Existing tickets will remain valid for the rescheduled date. If you are unable to make the new date, please contact the box office on 020 7730 4500 and a member of our team will assist you. Thank you for your continued support and we look forward to welcoming you.
The Jam had amazing chart success with 18 singles and seven albums to make the Top 40 in the United Kingdom from their debut in 1977 to their break up in 1982. Their last five albums were all top ten hits and their last eight singles made it into the Top 10. They were simply one of the most loved and important bands ever.
From the Jam is led by bassist/singer Bruce Foxton, one of the original members of the immortal trio, later to perform with Stiff Little Fingers. He is joined by Russell Hastings on lead vocal/guitar. Together they will be performing acoustic interpretations of The Jam‘s classic back catalogue such as Start, Town Called Malice, That’s Entertainment, In The City, Eton Rifles, Beat Surrender and Going Underground.

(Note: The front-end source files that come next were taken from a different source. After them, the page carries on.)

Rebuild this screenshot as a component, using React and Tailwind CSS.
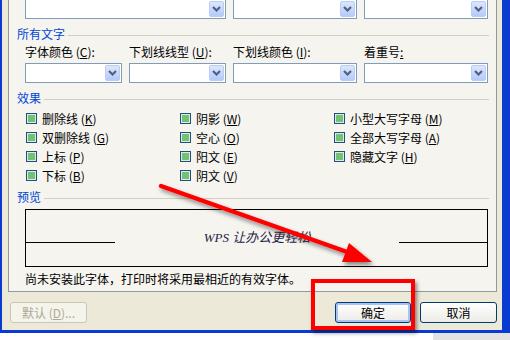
import React from 'react';

const font = "font-['Noto_Sans_CJK_SC','Noto_Sans_CJK_JP',sans-serif]";

function Key({ k }) {
  return (
    <span>
      (<span className="underline underline-offset-1">{k}</span>)
    </span>
  );
}

function Combo({ w }) {
  return (
    <div className={`${w} h-[20px] shrink-0 border border-[#7F9DB9] bg-white flex justify-end p-[1px]`}>
      <div className="w-[15px] h-full rounded-[2px] border border-[#BACCF4] bg-gradient-to-b from-[#DCE6FD] to-[#B6CAF7] flex items-center justify-center">
        <svg width="9" height="6" viewBox="0 0 9 6">
          <path d="M1 1 L4.5 4.5 L8 1" fill="none" stroke="#4D6185" strokeWidth="2.2" />
        </svg>
      </div>
    </div>
  );
}

function Group({ title }) {
  return (
    <div className="flex items-center h-[14px] pl-[8px]">
      <span className="text-[#0046D5]">{title}</span>
      <div className="flex-1 h-px bg-[#D0D0BF] ml-[3px] mr-[7px] mt-[2px]" />
    </div>
  );
}

function Check({ label, k }) {
  return (
    <div className="flex items-center h-[19px] gap-[5px]">
      <div className="w-[11px] h-[11px] border border-[#1C5180] bg-[#E3E8DF] p-[1px]">
        <div className="w-full h-full bg-[#72C275]" />
      </div>
      <span>
        {label} <Key k={k} />
      </span>
    </div>
  );
}

function Button({ children, primary }) {
  return (
    <div
      className={`h-[21px] rounded-[3px] border border-[#003C74] bg-gradient-to-b from-white to-[#ECEBE6] flex items-center justify-center ${
        primary ? 'w-[76px] shadow-[inset_0_0_0_2px_#A9C3F4]' : 'w-[77px]'
      }`}
    >
      {children}
    </div>
  );
}

export default function App() {
  return (
    <div className={`w-[510px] h-[340px] bg-white overflow-hidden relative text-black text-[12px] leading-[14px] ${font}`}>
      <div className="h-[333px] bg-[#ECE9D8] border-l-2 border-r-8 border-b-[3px] border-[#0A3BD0] flex flex-col">
        <div className="ml-[6px] mr-[5px] h-[292px] shrink-0 border border-t-0 border-[#919B9C] bg-[#F5F4EF] flex flex-col">
          <div className="flex gap-[7px] pl-[16px] -mt-[1px]">
            <Combo w="w-[201px]" />
            <Combo w="w-[124px]" />
            <Combo w="w-[124px]" />
          </div>

          <div className="mt-[8px]">
            <Group title="所有文字" />
          </div>
          <div className="flex gap-[7px] pl-[16px] mt-[4px] h-[14px]">
            <span className="w-[97px] shrink-0">
              字体颜色 <Key k="C" />:
            </span>
            <span className="w-[97px] shrink-0">
              下划线线型 <Key k="U" />:
            </span>
            <span className="w-[124px] shrink-0">
              下划线颜色 <Key k="I" />:
            </span>
            <span className="w-[124px] shrink-0">
              着重号<span className="underline underline-offset-1">:</span>
            </span>
          </div>
          <div className="flex gap-[7px] pl-[16px] mt-[4px]">
            <Combo w="w-[97px]" />
            <Combo w="w-[97px]" />
            <Combo w="w-[124px]" />
            <Combo w="w-[124px]" />
          </div>

          <div className="mt-[8px]">
            <Group title="效果" />
          </div>
          <div className="flex pl-[17px] mt-[4px]">
            <div className="w-[154px] flex flex-col">
              <Check label="删除线" k="K" />
              <Check label="双删除线" k="G" />
              <Check label="上标" k="P" />
              <Check label="下标" k="B" />
            </div>
            <div className="w-[154px] flex flex-col">
              <Check label="阴影" k="W" />
              <Check label="空心" k="O" />
              <Check label="阳文" k="E" />
              <Check label="阴文" k="V" />
            </div>
            <div className="w-[154px] flex flex-col">
              <Check label="小型大写字母" k="M" />
              <Check label="全部大写字母" k="A" />
              <Check label="隐藏文字" k="H" />
            </div>
          </div>

          <div className="mt-[5px]">
            <Group title="预览" />
          </div>
          <div className="ml-[16px] mt-[5px] w-[463px] h-[58px] border border-black flex items-end pb-[23px]">
            <div className="w-[89px] h-px bg-black" />
            <div className="flex-1 flex justify-center">
              <span className="italic text-[#1E2244] text-[13px] leading-[13px] -mb-[1px] font-['Liberation_Serif','Noto_Sans_CJK_SC',serif]">
                WPS 让办公更轻松
              </span>
            </div>
            <div className="w-[88px] h-px bg-black" />
          </div>
          <div className="ml-[16px] mt-[5px]">尚未安装此字体，打印时将采用最相近的有效字体。</div>
        </div>

        <div className="flex justify-between mt-[10px] ml-[8px] mr-[5px]">
          <div className="w-[77px] h-[21px] rounded-[3px] border border-[#C9C7BA] bg-[#F5F4EA] text-[#ACA899] flex items-center justify-center">
            默认&nbsp;<Key k="D" />...
          </div>
          <div className="flex gap-[9px]">
            <Button primary>确定</Button>
            <Button>取消</Button>
          </div>
        </div>
      </div>
      <div className="flex h-[7px]">
        <div className="w-[433px] bg-white" />
        <div className="flex-1 bg-[#E2E2E2]" />
      </div>

      <div className="absolute left-[311px] top-[279px] w-[104px] h-[51px] border-4 border-[#FF0000] shadow-[2px_3px_4px_rgba(0,0,0,0.45)]" />
      <svg className="absolute left-0 top-0 pointer-events-none" width="510" height="340">
        <defs>
          <filter id="sh" x="-10%" y="-10%" width="130%" height="140%">
            <feDropShadow dx="2" dy="3" stdDeviation="2" floodColor="#000" floodOpacity="0.45" />
          </filter>
        </defs>
        <g filter="url(#sh)">
          <line x1="161" y1="186" x2="350" y2="253" stroke="#FF0000" strokeWidth="4.5" strokeLinecap="round" />
          <polygon points="372,262 342,262 349,243" fill="#FF0000" />
        </g>
      </svg>
    </div>
  );
}
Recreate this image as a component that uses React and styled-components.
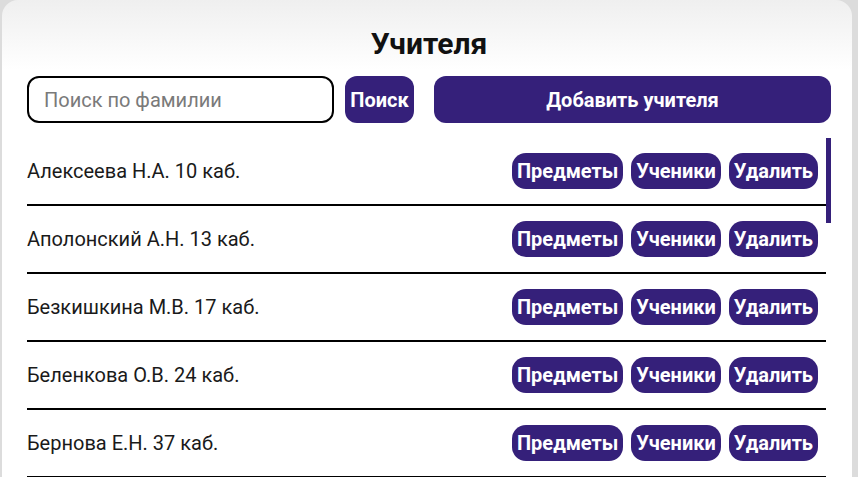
import React from "react";
import styled, { createGlobalStyle } from "styled-components";

const Global = createGlobalStyle`
  html, body { margin: 0; padding: 0; height: 100%; overflow: hidden; }
  body { background: #dcdcdc; font-family: Roboto, "Noto Sans", sans-serif; }
  #root { height: 100%; }
  * { box-sizing: border-box; }
`;

const purple = "#35207a";

const Page = styled.div`
  height: 100vh;
  padding: 0 6px 0 2px;
  display: flex;
`;

const Card = styled.div`
  flex: 1;
  display: flex;
  flex-direction: column;
  border-radius: 16px 16px 0 0;
  background: linear-gradient(to bottom, #efefef 0px, #ffffff 70px);
  padding: 0 21px 0 25px;
  min-height: 0;
`;

const Title = styled.h1`
  margin: 0;
  padding-top: 25px;
  height: 76px;
  text-align: center;
  font-size: 30px;
  line-height: 38px;
  font-weight: 700;
  color: #111;
`;

const Toolbar = styled.div`
  display: flex;
  align-items: stretch;
  height: 47px;
  gap: 11px;
`;

const SearchInput = styled.input`
  width: 307px;
  height: 47px;
  border: 2px solid #000;
  border-radius: 12px;
  padding: 0 15px;
  font-family: Roboto, sans-serif;
  font-size: 20px;
  color: #222;
  background: #fff;
  outline: none;
  &::placeholder { color: #7a7a7a; }
`;

const PurpleButton = styled.button`
  background: ${purple};
  color: #fff;
  border: none;
  font-family: Roboto, sans-serif;
  font-weight: 700;
  font-size: 20px;
  cursor: pointer;
  white-space: nowrap;
`;

const SearchButton = styled(PurpleButton)`
  width: 69px;
  border-radius: 12px;
  padding: 0;
`;

const AddButton = styled(PurpleButton)`
  flex: 1;
  margin-left: 9px;
  border-radius: 12px;
`;

const ListArea = styled.div`
  flex: 1;
  min-height: 0;
  margin-top: 15px;
  display: flex;
`;

const List = styled.div`
  flex: 1;
  overflow: hidden;
`;

const ScrollTrack = styled.div`
  width: 5px;
  flex: none;
`;

const ScrollThumb = styled.div`
  height: 85px;
  background: ${purple};
`;

const Row = styled.div`
  height: 68px;
  display: flex;
  align-items: center;
  justify-content: space-between;
  border-bottom: 2px solid #000;
  padding-right: 8px;
`;

const Name = styled.span`
  font-size: 20px;
  color: #1a1a1a;
`;

const Actions = styled.div`
  display: flex;
  gap: 8px;
`;

const RowButton = styled(PurpleButton)`
  height: 36px;
  border-radius: 14px;
  padding: 0 5px;
`;

const teachers = [
  "Алексеева Н.А. 10 каб.",
  "Аполонский А.Н. 13 каб.",
  "Безкишкина М.В. 17 каб.",
  "Беленкова О.В. 24 каб.",
  "Бернова Е.Н. 37 каб.",
  "Васильева И.П. 41 каб.",
];

export default function App() {
  return (
    <>
      <Global />
      <Page>
        <Card>
          <Title>Учителя</Title>
          <Toolbar>
            <SearchInput placeholder="Поиск по фамилии" />
            <SearchButton>Поиск</SearchButton>
            <AddButton>Добавить учителя</AddButton>
          </Toolbar>
          <ListArea>
            <List>
              {teachers.map((t) => (
                <Row key={t}>
                  <Name>{t}</Name>
                  <Actions>
                    <RowButton>Предметы</RowButton>
                    <RowButton>Ученики</RowButton>
                    <RowButton>Удалить</RowButton>
                  </Actions>
                </Row>
              ))}
            </List>
            <ScrollTrack>
              <ScrollThumb />
            </ScrollTrack>
          </ListArea>
        </Card>
      </Page>
    </>
  );
}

Support tonight comes from Nine Below Zero, one of the UK’s finest Rhythm & Blues bands. Formed in 1979 and named after the famous Sonny Boy Williamson song, they signed to A&M Records in 1980 and released the seminal Live at the Marquee album. By the end of that year they had moved from selling out the Marquee to selling out the Hammersmith Odeon. In 1981 their first studio album Don’t Point Your Finger was released and the band play alongside The Kinks and The Who. They also make appearances on the Old Grey Whistle Test and the South Bank Show. In 1982 they appeared on The Young Ones with the track Eleven + Eleven before releasing arguably their finest album, Third Degree, which features such tracks as Wipe Away Your Kiss and You Can’t Say Yes and You Can’t Say No. The album’s iconic image was taken by none other than David Bailey.